What happened was the Bloodhound SSC Project and all its assets were put up on eBay in late 2018. British entrepreneur Ian Warhurst purchased the entire enterprise — car and all — for an undisclosed sum believed to be in the region of 30 million pounds. When the Bloodhound SSC resurfaced for testing in March 2019, the Rolex dash clocks had been removed. This led many people to speculate that come Baselworld this year, Rolex will discontinue the Ref.116900, as there is no longer any affiliation to the project on which the watch is based. This story, combined with the Air-King’s polarising looks and relative lack of popularity within Rolex’s ever popular Professional range, marks it out as a future collectors’ dream. You can still get these watches from ADs if you’re patient, and we reckon it’s a sure-fire bet to rocket in value in the future.
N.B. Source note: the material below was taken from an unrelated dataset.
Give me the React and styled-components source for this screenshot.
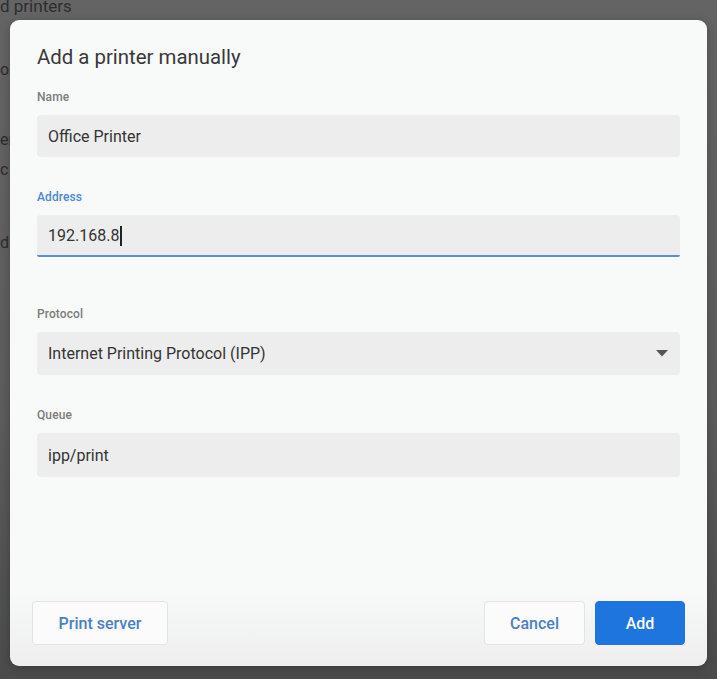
import React from "react";
import styled, { createGlobalStyle } from "styled-components";

const Global = createGlobalStyle`
  html, body { margin: 0; padding: 0; }
  body {
    width: 717px;
    height: 679px;
    overflow: hidden;
    font-family: Roboto, "Noto Sans", "Liberation Sans", sans-serif;
  }
`;

const Screen = styled.div`
  position: relative;
  width: 717px;
  height: 679px;
  overflow: hidden;
  background: linear-gradient(180deg, #646464 0%, #5c5c5c 60%, #4b4b4b 100%);
`;

const Backdrop = styled.div`
  display: flex;
  flex-direction: column;
  align-items: flex-start;
  color: #2e2e2e;
`;

const BackLine = styled.div`
  height: 20px;
  line-height: 20px;
  margin-top: ${(p) => p.$top}px;
  white-space: nowrap;
  font-size: ${(p) => p.$size || 16}px;
`;

const Dialog = styled.div`
  position: absolute;
  left: 10px;
  top: 20px;
  width: 697px;
  height: 646px;
  box-sizing: border-box;
  border-radius: 9px;
  background: linear-gradient(180deg, #f8f9f9 0%, #f8f9f9 88%, #eeeeee 100%);
  padding: 25px 22px 21px 27px;
  display: flex;
  flex-direction: column;
  box-shadow: 0 2px 8px rgba(0, 0, 0, 0.25);
`;

const Title = styled.h1`
  margin: 0;
  font-size: 20.4px;
  line-height: 24px;
  font-weight: 400;
  color: #383838;
`;

const Form = styled.div`
  flex: 1;
  display: flex;
  flex-direction: column;
  padding-right: 5px;
  padding-top: 20px;
`;

const Field = styled.div`
  display: flex;
  flex-direction: column;
  gap: 10px;
  margin-bottom: ${(p) => p.$after}px;
`;

const Label = styled.label`
  font-size: 12px;
  line-height: 16px;
  font-weight: 500;
  color: ${(p) => (p.$active ? "#4a89d2" : "#7c7c7c")};
  letter-spacing: 0.1px;
`;

const InputBox = styled.div`
  height: ${(p) => p.$h || 42}px;
  box-sizing: border-box;
  background: #ededee;
  border-radius: 4px;
  display: flex;
  align-items: center;
  justify-content: space-between;
  padding: 0 12px 0 11px;
  font-size: 16px;
  color: #343434;
  border-bottom: ${(p) => (p.$active ? "2px solid #5b90cc" : "none")};
  border-bottom-left-radius: ${(p) => (p.$active ? "2px" : "4px")};
  border-bottom-right-radius: ${(p) => (p.$active ? "2px" : "4px")};
  padding-top: ${(p) => (p.$active ? "2px" : "0")};
`;

const Caret = styled.span`
  display: inline-block;
  width: 1.5px;
  height: 20px;
  background: #222;
  vertical-align: middle;
  margin-left: 1px;
`;

const Footer = styled.div`
  display: flex;
  align-items: center;
  gap: 10px;
  margin-left: -5px;
`;

const Spacer = styled.div`
  flex: 1;
`;

const Button = styled.button`
  height: 44px;
  width: ${(p) => p.$w}px;
  box-sizing: border-box;
  border-radius: 4px;
  font-family: Roboto, "Noto Sans", "Liberation Sans", sans-serif;
  font-size: 16px;
  font-weight: 500;
  cursor: pointer;
  border: 1px solid ${(p) => (p.$primary ? "#1f75de" : "#e2e3e5")};
  background: ${(p) => (p.$primary ? "#1f75de" : "#fbfbfb")};
  color: ${(p) => (p.$primary ? "#ffffff" : "#4a80c4")};
`;

const Arrow = () => (
  <svg width="12" height="7" viewBox="0 0 12 7">
    <path d="M0 0 L12 0 L6 6.5 Z" fill="#555" />
  </svg>
);

export default function App() {
  return (
    <>
      <Global />
      <Screen>
        <Backdrop>
          <BackLine $top={-4} $size={17}>d printers</BackLine>
          <BackLine $top={44}>o</BackLine>
          <BackLine $top={50}>er</BackLine>
          <BackLine $top={10}>c</BackLine>
          <BackLine $top={53}>d</BackLine>
        </Backdrop>
        <Dialog>
          <Title>Add a printer manually</Title>
          <Form>
            <Field $after={32}>
              <Label>Name</Label>
              <InputBox>Office Printer</InputBox>
            </Field>
            <Field $after={49}>
              <Label $active>Address</Label>
              <InputBox $active>
                <span>
                  192.168.8
                  <Caret />
                </span>
              </InputBox>
            </Field>
            <Field $after={32}>
              <Label>Protocol</Label>
              <InputBox $h={43}>
                <span>Internet Printing Protocol (IPP)</span>
                <Arrow />
              </InputBox>
            </Field>
            <Field $after={0}>
              <Label>Queue</Label>
              <InputBox $h={44}>ipp/print</InputBox>
            </Field>
          </Form>
          <Footer>
            <Button $w={136}>Print server</Button>
            <Spacer />
            <Button $w={101}>Cancel</Button>
            <Button $w={90} $primary>
              Add
            </Button>
          </Footer>
        </Dialog>
      </Screen>
    </>
  );
}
Nick Kenyon – Bulgari Octo Finissimo
Today, true design innovation is rare in the watch world. While I love the host of heritage reissues that we have seen brands releasing over the last few years, it is hard to imagine this retro mania staying popular forever. The inimitable Stephen Pulvirent suggested that if there are hardly any new watch designs being produced, future decades of collectors will come to look back on the 2010s as a period lacking a distinct visual identity. A possible result of this is that any watches released in this creative vacuum that do offer original designs will stand out loud and proud.
Thankfully, the Bulgari Octo Finissimo delivers originality in spades. Combining svelte facets, lightweight luxury and a strikingly thin case, the Octo Finissimo is not only forcing us to reconsider the qualities we look for in a watch, but is also arriving at the same time that Bulgari are hitting their stride in proper watchmaking.
Firstly, we’ve got a strong new design in a landscape where most watches are leaning on blueprints from 50 years ago. Secondly, we’ve got a watch that is emblematic of a brand gaining horological credibility faster than its entire competition set. And lastly, most people aren’t taking the Octo Finissimo seriously right now, just as many currently collectible watches weren’t popular at the time of their release. Let’s hope this trio of truths aren’t forgotten in the future.